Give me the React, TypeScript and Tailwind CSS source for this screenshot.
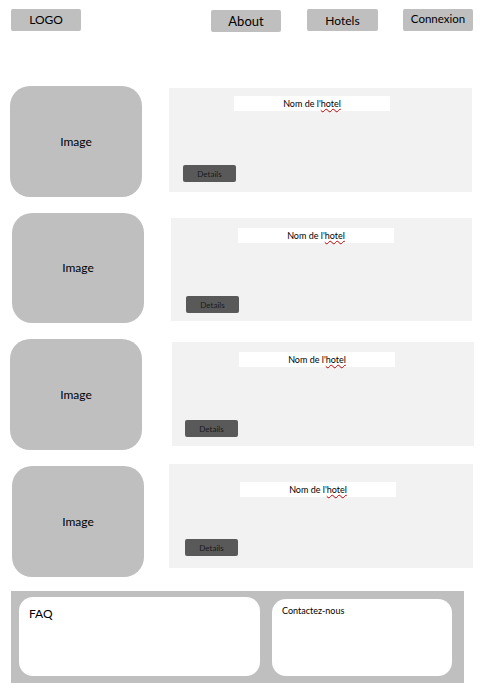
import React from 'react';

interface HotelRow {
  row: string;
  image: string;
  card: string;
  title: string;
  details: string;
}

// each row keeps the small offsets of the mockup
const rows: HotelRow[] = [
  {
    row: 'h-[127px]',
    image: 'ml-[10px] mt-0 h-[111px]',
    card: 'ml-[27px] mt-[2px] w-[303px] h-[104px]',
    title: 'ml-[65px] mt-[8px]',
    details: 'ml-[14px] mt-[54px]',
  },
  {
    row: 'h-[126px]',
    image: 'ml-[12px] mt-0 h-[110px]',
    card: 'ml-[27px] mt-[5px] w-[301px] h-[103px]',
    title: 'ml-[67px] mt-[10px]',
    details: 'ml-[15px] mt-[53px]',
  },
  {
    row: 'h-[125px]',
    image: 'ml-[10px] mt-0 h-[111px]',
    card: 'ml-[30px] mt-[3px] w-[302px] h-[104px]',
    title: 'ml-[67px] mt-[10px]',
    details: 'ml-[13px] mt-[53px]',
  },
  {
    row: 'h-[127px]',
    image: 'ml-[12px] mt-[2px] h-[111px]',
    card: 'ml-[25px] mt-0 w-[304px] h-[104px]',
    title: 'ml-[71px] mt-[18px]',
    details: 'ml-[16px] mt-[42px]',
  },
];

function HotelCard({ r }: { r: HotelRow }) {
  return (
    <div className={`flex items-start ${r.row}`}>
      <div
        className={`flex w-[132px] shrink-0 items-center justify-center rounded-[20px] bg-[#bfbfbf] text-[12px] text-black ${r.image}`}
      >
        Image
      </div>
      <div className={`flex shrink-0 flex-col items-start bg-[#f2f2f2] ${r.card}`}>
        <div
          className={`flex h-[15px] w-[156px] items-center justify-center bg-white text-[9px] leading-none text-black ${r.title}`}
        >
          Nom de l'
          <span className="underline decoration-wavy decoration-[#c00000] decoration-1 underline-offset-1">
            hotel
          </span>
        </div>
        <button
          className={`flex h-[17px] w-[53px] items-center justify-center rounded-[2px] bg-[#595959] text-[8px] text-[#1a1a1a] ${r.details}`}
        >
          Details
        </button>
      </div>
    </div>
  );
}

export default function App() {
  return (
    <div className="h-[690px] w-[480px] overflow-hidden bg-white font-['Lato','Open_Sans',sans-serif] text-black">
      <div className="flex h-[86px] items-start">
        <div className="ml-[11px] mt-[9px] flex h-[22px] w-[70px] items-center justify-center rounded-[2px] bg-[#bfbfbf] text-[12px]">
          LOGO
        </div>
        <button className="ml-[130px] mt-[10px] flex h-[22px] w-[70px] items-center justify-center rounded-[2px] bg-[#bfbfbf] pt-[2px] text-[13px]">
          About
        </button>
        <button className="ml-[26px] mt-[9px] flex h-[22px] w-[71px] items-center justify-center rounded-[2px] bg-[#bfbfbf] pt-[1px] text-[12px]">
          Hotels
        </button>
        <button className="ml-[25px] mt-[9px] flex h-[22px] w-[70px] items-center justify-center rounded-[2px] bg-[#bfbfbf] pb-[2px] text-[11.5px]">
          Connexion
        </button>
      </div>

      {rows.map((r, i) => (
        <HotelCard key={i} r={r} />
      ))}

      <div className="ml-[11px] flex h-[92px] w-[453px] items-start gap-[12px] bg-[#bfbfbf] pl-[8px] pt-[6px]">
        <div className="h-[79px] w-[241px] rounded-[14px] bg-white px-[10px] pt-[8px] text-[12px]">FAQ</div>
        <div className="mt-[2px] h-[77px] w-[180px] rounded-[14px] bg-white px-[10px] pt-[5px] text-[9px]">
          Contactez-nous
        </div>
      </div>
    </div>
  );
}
* * * *
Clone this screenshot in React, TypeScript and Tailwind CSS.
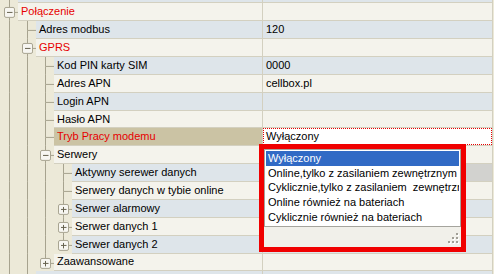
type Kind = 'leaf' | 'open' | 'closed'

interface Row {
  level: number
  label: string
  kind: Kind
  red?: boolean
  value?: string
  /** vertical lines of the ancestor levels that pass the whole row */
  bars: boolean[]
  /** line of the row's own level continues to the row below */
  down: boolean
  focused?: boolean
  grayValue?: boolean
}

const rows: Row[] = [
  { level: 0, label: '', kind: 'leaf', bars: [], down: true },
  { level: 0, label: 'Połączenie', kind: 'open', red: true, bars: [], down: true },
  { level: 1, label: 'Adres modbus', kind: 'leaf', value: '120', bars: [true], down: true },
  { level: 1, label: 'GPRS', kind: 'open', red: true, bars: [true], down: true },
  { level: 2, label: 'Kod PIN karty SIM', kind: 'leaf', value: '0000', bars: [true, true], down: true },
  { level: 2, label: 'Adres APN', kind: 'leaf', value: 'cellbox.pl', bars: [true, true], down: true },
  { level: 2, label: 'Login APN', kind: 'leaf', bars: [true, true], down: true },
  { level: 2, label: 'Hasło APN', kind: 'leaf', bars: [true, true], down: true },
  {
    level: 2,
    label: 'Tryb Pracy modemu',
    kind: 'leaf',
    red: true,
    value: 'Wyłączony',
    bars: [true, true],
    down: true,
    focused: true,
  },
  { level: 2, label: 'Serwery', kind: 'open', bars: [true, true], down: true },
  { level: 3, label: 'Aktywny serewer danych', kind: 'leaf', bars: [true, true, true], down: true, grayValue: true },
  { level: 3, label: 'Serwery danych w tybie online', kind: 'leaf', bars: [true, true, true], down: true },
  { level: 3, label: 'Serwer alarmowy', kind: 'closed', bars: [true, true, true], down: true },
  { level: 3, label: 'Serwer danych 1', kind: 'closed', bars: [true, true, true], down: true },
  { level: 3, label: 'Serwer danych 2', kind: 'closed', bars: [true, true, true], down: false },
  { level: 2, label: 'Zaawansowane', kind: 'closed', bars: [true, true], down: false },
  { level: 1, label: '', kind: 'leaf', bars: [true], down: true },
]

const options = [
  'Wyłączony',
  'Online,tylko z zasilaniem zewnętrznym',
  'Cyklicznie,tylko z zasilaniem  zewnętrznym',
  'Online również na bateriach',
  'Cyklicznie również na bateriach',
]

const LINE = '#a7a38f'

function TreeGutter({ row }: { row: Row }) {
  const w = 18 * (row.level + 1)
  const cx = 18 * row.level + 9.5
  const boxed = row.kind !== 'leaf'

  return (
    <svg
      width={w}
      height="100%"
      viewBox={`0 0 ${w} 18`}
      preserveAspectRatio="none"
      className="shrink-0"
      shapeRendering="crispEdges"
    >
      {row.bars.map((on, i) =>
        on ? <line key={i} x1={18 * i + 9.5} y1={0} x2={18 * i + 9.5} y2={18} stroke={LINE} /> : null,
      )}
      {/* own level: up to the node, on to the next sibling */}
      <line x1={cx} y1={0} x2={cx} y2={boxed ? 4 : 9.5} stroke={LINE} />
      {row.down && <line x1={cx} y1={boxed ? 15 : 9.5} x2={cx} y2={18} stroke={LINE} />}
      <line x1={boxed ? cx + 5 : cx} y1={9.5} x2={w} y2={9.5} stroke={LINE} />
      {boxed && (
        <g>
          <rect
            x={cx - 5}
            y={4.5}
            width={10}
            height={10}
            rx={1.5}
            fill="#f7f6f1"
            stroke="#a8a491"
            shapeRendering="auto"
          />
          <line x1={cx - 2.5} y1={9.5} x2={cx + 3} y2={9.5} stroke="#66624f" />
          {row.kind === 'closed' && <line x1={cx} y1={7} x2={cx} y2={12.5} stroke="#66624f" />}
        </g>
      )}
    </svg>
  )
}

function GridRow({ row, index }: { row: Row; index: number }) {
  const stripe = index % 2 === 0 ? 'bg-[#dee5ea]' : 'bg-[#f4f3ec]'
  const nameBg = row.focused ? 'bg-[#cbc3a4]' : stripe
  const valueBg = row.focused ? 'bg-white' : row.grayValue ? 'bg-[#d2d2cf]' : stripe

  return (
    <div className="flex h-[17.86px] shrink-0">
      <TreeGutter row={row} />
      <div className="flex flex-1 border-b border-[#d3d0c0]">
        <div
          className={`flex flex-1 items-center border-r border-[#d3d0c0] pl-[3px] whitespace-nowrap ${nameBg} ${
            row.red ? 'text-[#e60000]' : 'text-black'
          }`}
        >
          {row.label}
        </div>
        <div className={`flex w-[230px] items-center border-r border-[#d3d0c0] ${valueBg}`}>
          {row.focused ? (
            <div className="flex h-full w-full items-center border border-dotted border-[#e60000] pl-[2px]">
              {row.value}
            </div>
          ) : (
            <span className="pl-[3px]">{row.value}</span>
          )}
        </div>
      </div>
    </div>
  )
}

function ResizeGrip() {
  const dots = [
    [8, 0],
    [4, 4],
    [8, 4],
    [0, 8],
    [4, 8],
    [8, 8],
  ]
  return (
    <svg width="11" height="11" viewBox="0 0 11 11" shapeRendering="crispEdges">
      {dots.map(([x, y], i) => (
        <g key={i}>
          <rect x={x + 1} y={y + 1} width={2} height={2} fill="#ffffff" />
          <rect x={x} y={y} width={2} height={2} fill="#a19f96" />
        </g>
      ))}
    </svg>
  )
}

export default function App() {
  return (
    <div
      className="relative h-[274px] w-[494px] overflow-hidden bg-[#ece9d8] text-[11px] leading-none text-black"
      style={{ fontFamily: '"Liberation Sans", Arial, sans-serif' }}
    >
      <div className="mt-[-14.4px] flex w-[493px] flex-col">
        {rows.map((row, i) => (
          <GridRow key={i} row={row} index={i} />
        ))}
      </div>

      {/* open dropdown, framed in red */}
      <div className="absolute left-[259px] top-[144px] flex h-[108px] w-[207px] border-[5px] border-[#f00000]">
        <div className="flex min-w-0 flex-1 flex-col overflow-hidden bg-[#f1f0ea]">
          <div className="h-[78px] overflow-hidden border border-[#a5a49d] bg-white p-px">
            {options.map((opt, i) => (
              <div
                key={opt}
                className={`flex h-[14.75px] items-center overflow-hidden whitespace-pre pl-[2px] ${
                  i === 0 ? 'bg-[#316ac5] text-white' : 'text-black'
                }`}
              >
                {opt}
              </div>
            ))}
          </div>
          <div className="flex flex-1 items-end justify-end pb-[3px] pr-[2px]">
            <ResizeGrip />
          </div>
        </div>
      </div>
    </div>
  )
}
* * * *
(GOAL OF THE EXERCISE): Pull out every line in the data above that has the word "TypeScript".

(THE REPLY):
Give me the React, TypeScript and Tailwind CSS source for this screenshot.
Clone this screenshot in React, TypeScript and Tailwind CSS.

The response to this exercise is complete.